Strategically, this case favors early front-end investigation. Before filing a modification, confirm the children’s county of residence for the six months preceding commencement of suit, gather the facts necessary for a supporting affidavit if needed, and decide whether transfer is mandatory and advantageous. If there is any serious possibility that transfer should be sought, include the motion with the petition rather than waiting to perfect the record later.

The case also offers a defense-side lesson. If the petitioner did not file a transfer motion with the initial pleading, the respondent should evaluate whether any later motion is facially untimely and oppose it on that basis, regardless of the underlying residence facts. In re Aaron, Thompson, and Bass collectively support the position that an untimely motion is not merely weak—it is jurisdictionally disabling in the sense that the trial court lacks authority to order the transfer.

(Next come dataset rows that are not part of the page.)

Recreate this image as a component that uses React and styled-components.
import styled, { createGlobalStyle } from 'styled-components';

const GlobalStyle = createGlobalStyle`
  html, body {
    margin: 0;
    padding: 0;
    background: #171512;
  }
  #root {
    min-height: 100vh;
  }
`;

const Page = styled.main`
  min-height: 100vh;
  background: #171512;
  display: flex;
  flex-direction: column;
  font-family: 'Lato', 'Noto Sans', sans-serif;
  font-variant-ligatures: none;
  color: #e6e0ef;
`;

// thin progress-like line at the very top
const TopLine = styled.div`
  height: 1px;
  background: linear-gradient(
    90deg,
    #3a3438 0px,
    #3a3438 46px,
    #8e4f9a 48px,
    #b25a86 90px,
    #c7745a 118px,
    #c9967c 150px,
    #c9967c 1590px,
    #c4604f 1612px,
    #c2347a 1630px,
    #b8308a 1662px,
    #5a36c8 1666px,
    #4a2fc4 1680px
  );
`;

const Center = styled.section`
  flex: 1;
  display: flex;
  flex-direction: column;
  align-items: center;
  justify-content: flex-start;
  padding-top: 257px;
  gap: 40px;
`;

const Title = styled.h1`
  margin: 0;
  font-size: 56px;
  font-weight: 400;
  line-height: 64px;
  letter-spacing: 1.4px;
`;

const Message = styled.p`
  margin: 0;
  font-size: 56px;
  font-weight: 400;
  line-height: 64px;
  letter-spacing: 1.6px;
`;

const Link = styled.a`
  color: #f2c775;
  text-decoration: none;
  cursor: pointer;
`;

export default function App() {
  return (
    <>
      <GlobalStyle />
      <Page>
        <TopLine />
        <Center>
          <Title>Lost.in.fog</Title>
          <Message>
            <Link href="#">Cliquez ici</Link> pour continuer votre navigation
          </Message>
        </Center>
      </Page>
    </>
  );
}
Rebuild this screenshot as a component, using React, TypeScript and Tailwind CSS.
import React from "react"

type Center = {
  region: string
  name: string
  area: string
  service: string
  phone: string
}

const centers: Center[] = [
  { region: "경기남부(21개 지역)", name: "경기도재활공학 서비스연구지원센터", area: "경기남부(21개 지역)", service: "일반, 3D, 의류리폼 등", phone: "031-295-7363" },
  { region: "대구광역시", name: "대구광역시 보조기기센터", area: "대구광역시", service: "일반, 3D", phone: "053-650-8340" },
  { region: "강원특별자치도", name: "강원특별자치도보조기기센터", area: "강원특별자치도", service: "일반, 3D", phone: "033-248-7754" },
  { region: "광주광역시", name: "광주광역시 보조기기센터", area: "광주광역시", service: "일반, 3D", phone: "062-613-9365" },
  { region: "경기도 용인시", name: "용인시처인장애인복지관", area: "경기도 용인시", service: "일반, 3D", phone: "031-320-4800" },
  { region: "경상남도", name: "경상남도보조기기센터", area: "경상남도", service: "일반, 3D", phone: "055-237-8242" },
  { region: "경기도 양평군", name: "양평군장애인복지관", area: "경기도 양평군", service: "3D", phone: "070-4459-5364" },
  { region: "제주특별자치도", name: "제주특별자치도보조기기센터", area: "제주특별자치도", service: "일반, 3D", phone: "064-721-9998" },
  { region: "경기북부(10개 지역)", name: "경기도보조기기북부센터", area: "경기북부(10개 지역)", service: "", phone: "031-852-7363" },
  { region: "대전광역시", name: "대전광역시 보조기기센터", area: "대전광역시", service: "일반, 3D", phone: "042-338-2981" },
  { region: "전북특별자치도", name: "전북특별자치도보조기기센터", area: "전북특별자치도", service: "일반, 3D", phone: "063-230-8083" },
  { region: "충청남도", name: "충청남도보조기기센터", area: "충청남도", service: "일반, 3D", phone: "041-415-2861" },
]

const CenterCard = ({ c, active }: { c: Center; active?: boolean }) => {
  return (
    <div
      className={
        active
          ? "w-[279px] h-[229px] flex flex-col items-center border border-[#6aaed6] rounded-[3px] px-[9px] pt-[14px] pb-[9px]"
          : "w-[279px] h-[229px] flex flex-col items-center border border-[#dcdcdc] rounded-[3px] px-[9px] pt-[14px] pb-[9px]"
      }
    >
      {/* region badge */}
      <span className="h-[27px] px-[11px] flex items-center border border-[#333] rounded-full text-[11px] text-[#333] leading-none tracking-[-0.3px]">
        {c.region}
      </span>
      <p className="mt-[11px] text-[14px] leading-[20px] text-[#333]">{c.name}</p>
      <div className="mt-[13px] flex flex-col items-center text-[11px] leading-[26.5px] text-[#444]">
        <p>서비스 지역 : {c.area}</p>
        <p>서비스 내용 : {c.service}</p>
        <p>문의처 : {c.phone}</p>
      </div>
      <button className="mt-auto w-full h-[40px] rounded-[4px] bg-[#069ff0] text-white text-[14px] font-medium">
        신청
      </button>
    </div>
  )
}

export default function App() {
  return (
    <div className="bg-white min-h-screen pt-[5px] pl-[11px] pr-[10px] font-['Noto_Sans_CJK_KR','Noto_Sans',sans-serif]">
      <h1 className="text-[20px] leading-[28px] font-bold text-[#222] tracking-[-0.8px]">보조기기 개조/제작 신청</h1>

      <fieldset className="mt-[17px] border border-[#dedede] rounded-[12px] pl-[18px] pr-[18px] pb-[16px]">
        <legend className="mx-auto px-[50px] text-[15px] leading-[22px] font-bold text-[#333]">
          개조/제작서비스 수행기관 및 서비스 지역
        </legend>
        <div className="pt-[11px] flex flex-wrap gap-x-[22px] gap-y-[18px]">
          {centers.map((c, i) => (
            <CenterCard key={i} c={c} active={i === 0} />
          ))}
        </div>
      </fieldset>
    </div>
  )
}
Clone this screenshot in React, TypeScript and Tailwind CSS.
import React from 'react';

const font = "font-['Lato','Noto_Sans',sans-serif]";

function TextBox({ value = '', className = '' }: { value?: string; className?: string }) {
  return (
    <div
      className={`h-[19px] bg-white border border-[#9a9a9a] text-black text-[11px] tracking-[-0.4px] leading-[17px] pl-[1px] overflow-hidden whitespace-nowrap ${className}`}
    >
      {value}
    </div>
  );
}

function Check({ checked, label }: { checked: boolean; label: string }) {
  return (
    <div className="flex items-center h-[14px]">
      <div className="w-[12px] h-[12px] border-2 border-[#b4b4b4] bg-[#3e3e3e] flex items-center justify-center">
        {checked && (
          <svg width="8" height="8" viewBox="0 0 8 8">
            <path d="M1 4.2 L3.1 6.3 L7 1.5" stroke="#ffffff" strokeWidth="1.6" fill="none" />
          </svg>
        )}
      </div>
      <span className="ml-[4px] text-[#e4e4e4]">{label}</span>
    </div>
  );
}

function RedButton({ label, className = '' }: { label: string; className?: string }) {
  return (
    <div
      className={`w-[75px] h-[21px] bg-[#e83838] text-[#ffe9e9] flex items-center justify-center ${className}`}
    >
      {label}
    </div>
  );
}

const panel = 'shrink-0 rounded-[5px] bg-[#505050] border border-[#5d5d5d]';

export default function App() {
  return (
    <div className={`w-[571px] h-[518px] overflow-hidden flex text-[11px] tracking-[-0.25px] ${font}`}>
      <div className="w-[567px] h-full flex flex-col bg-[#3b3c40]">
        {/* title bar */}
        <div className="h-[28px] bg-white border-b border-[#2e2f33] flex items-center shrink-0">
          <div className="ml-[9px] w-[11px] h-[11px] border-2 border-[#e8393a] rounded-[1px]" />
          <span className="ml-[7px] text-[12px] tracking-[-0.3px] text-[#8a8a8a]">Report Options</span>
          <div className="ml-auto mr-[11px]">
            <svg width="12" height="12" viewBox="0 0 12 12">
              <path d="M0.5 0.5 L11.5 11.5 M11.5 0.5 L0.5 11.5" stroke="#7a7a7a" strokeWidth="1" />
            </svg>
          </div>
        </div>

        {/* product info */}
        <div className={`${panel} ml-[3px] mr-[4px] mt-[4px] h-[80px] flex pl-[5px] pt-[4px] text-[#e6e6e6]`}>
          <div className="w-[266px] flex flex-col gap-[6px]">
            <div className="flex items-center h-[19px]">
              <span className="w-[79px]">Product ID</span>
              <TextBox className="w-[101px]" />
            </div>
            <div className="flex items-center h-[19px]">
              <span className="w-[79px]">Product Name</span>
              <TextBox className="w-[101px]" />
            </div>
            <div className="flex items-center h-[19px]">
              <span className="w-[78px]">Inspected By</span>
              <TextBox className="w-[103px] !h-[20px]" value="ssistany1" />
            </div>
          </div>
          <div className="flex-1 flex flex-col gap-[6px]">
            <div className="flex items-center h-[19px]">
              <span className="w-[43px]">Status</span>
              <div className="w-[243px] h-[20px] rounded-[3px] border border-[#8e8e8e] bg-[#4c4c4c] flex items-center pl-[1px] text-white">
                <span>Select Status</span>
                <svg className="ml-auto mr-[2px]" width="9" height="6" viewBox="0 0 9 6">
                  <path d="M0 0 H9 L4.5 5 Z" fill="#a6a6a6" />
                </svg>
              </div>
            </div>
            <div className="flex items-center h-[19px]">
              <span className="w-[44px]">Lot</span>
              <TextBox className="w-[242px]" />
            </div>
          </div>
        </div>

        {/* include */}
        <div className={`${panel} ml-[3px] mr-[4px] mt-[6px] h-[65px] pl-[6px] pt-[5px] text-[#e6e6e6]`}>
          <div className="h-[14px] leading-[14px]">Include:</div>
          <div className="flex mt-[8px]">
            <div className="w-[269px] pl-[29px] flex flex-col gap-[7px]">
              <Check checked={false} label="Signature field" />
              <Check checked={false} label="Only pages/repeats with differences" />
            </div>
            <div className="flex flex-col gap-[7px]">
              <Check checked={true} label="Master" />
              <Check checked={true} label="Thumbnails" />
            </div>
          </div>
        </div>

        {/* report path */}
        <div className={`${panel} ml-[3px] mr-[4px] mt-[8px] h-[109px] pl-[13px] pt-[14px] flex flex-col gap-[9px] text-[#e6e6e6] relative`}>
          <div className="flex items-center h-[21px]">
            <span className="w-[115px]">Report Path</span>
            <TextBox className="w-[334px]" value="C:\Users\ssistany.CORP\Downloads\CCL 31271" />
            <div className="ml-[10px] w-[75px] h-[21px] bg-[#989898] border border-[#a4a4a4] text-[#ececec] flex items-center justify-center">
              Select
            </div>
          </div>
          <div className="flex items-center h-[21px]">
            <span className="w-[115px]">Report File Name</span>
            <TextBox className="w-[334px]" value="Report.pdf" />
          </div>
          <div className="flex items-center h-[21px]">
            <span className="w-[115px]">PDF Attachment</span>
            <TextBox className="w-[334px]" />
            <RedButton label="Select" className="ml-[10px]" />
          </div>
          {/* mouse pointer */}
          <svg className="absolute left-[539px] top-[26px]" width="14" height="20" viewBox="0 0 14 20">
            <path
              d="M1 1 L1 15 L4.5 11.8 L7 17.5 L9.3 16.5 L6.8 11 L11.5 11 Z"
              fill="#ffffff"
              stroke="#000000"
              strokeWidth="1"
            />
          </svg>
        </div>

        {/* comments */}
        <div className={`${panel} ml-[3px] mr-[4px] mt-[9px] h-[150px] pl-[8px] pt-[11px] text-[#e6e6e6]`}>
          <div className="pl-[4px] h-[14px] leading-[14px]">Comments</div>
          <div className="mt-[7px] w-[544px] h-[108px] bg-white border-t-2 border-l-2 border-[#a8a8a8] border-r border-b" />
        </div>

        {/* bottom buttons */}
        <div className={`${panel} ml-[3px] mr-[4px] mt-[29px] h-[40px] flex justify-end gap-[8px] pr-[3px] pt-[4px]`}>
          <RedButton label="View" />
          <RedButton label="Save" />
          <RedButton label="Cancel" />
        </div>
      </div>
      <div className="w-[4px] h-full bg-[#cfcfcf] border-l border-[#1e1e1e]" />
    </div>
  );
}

Finally, practitioners should remember the practical downstream effect. Once transfer is lost, the original court may continue to manage the case, including temporary orders, scheduling, mediation, and trial settings. In difficult conservatorship litigation, that can have significant strategic and economic consequences. Venue decisions in family law are often outcome-adjacent; In re Aaron underscores that they are also deadline-driven.

Checklists

Petitioner’s Filing Checklist for Mandatory Transfer

Respondent’s Checklist for Opposing an Untimely Transfer Motion

Pre-Filing Residence Investigation Checklist

Mandamus Preservation Checklist

Drafting Checklist to Avoid Losing the Transfer Right

Citation

In re Jarrod Heath Aaron, No. 12-26-00184-CV, 2026 WL ___ (Tex. App.—Tyler June 10, 2026, orig. proceeding) (mem. op.).